I receive Jobseeker’s Allowance and child tax credits. Money is very tight and my financial situation is very stressful. People think benefits just go on the essential bills like electricity, but for me this is food. And then I have to think about bills that are due. At the end of the month I am lacking about £20-50.  So then I get pulled into debt. I have to borrow money from friends. I’m embarrassed about this, it really does affect relationships. I can’t save money, and now my son is getting older he needs things that mean I have to spend more money. For example he needed new shoes for PE at school.  I felt so bad. He didn’t want to go to school because his shoes had holes in them. Bringing up a child on benefits hurts me. I am trying to get a job but people don’t understand the struggle faced by single parents.

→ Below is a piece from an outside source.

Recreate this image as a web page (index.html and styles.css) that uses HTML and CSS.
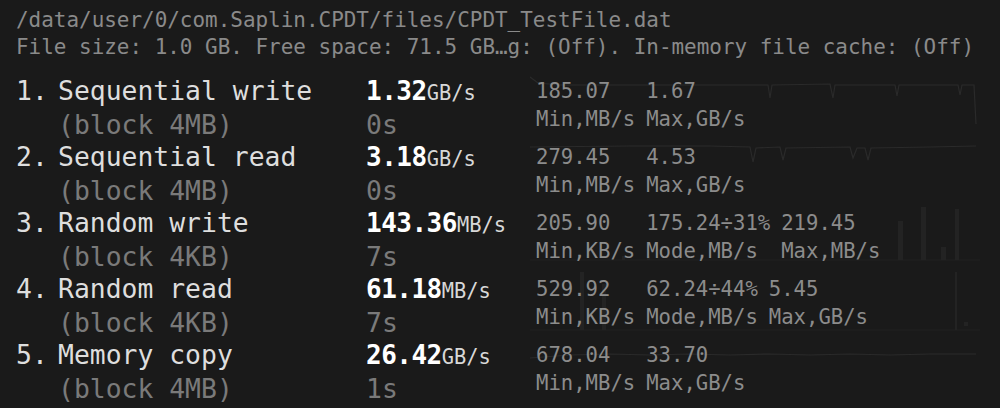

Travel passes are too expensive for me, so I sometimes get the bus but then walk back to save £1.50. I was on a monthly tariff for my electricity bill, but this was becoming too expensive so my provider said that I would need to switch to a prepayment meter. If I don’t have money, I don’t have electricity in my house. I’ve asked for my water bill to be switched to a meter because we don’t actually use that much but they told me that they cannot do this because I live on the top floor. I had previously taken a loan out from a payday lender – this was a big mistake – but when you have no other support it looks great and they give you so much support at first through the application process. The loan started off as £200 but by the end I was paying £400 back. I had another loan too which dragged me into debt because I took out £400 and again by the end I was paying £1000 back. I can’t get a credit card, because I’m still paying off the credit card used by my ex-partner, so my credit score is bad. 

I’m always getting letters about owing money. I’m scared to open them so just throw them in the bin because I need to focus on finding a job at the moment.